By Crystal Rockwood
As legend goes, Ray Kroc of McDonald’s could not decide between two executives for a high-powered position so he took them both to lunch. When the food arrived, one executive immediately salted his food while the other, tasted it first. Kroc decided the executive who first assessed the situation rather than assumed it would be the better candidate and gave him the job. Just how important are your manners when it comes to winning over a general counsel? Plenty. Manners are a good indicator as to how you will act once hired. Etiquette is the hinge factor that can swing clients in your favor even if your qualifications are less than your competitors. According to Mark LeHocky, Senior Vice President, General Counsel and Corporate Secretary at Ross Stores, Inc., in Pleasanton, “Manners and etiquette are one measure of a person’s effectiveness.”
Etiquette also reveals your sense of judgment. William Scarff, Jr., Vice President, Assistant General Counsel and Chief Litigation Counsel at Allergan, Inc. in Irvine says this about etiquette: “It is very useful to observe how people treat others when they think no one is looking. How careful are they? Are they the kind of people who talk about business in elevators or in the hallway? If they are careless in those situations, it often means that they will be careless in others.”
Many people relegate manners to a dusty corner when I explain that in addition to public relations and marketing, I teach business etiquette. The common response is, “Oh, I better be careful to use the right fork around you.” That’s understandable as the word “etiquette” often conjures up antiquated rules and most people assume their own manners are just fine. Yet, there are two problems with that: The majority of people mistakenly assume they are never rude and manners change constantly. As new products and services are developed manners du jour spring up accordingly. Baby Boomers are just as likely to offend Millennials with tacky Tweets. In Costa Mesa, El Pollo Loco’s Senior Vice President and General Counsel Jerry Lovejoy agrees, “It is easy to upset someone unintentionally if you don’t know the manner guidelines in text messaging.”
Do you know when you’re offending someone? Probably not. Statistics show we rarely see rudeness in ourselves and assume it is rampant in everyone else. A study shows that 89 percent of people say they encounter other people using their cell phones in a rude manner on a frequent to occasional basis. Yet, only eight percent say that they use their own cell phone in a rude way. (Associated Press Rudeness Study, 2005)
Business manners are the ability of connecting easily with people and making them feel comfortable, which means not sending off-putting signals. If you are perceived as rude you won’t be hired. And certainly, rudeness isn’t objective. It is the decision-maker’s perception of what is rude that matters, not yours. Etiquette, though subtle, is usually the dealmaker or breaker.
Recently, several general counsels were asked to choose between two law firms, which on paper were equal in terms of experience and rates. In a case like this, how much do manners matter? Members of Team A send an inappropriate email-joke before the business lunch, treat the waiter rudely, have difficulty making eye contact, check their Blackberrys, eat in a way that draws attention, swear occasionally and talk negatively about other law firms. Inversely, Team B members engage confidently in the discussion and when business is addressed, they focus on the General Counsel’s needs. Would Team A’s lack of manners influence the hiring decision?
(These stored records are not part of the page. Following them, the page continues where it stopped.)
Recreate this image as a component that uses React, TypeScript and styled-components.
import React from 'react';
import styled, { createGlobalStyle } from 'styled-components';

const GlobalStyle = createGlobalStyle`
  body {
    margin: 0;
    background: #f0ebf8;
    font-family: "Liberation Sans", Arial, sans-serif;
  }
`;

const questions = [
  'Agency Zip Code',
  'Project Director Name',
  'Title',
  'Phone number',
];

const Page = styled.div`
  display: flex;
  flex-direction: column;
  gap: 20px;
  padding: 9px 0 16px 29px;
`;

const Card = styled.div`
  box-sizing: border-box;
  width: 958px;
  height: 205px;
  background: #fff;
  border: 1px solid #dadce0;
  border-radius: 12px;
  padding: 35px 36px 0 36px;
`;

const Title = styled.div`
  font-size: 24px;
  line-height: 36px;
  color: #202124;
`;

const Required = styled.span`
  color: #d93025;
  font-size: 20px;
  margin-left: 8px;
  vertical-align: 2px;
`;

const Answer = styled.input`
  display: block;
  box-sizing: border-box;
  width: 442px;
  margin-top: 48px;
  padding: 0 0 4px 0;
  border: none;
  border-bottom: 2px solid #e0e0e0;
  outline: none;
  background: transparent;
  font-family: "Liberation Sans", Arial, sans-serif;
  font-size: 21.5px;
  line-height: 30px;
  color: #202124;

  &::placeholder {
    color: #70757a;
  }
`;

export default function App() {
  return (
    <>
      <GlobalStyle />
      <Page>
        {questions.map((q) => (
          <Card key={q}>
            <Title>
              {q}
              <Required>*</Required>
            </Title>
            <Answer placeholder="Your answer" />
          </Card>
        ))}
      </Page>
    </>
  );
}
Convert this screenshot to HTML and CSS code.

According to Kim Fogarty, General Counsel at Ellison in Lake Forest, “I would go with Team B even if Team A was stronger on paper. Their inappropriate email and lack of consideration for the waiter would certainly influence my decision. The Team A member who can’t look me in the eyes when talking to me indicates a lack of confidence in his or her firm’s abilities or does not necessarily believe what he is telling you is true.”
LeHocky adds, “We have a “no PDA” rule for meetings. No one can effectively participate in meetings if they are diverted to their Blackberry, iPhone or other similar device. Along with how people treat support personnel, these examples reflect rudeness and a lack of judgment. Unfortunately, they also signal that the people involved are going to be less likely to negotiate or resolve problems effectively and efficiently, and instead, divert time and attention to confrontations that need not take place.”
At Dreyer’s Grand Ice Cream in Oakland, Rosanna Marrero Neagle, Vice President and Chief Legal Officer, says, “One of the things I have to consider with outside counsel is whether I can have this attorney interface directly with my business clients. If an attorney exhibits poor manners with me-I have to assume the same will happen with my business clients-and that’s going to be a poor reflection on the Dreyer’s legal team.”
Allergan’s Scarff shares, “There was a time when I did not hire an attorney because he talked disparagingly about another firm. There’s a difference between promoting your strengths and when you go out of your way to disparage another professional.” A Senior Counsel at a large San Francisco corporation agrees, “Whether it is the janitor who takes out your trash or a CEO, they should be treated in the same respectful manner.”
Marketing and PR campaigns will only go so far in attracting clients. Business etiquette, when used according to today’s norms, can yield the best advantage in a crowded and uneven playing field.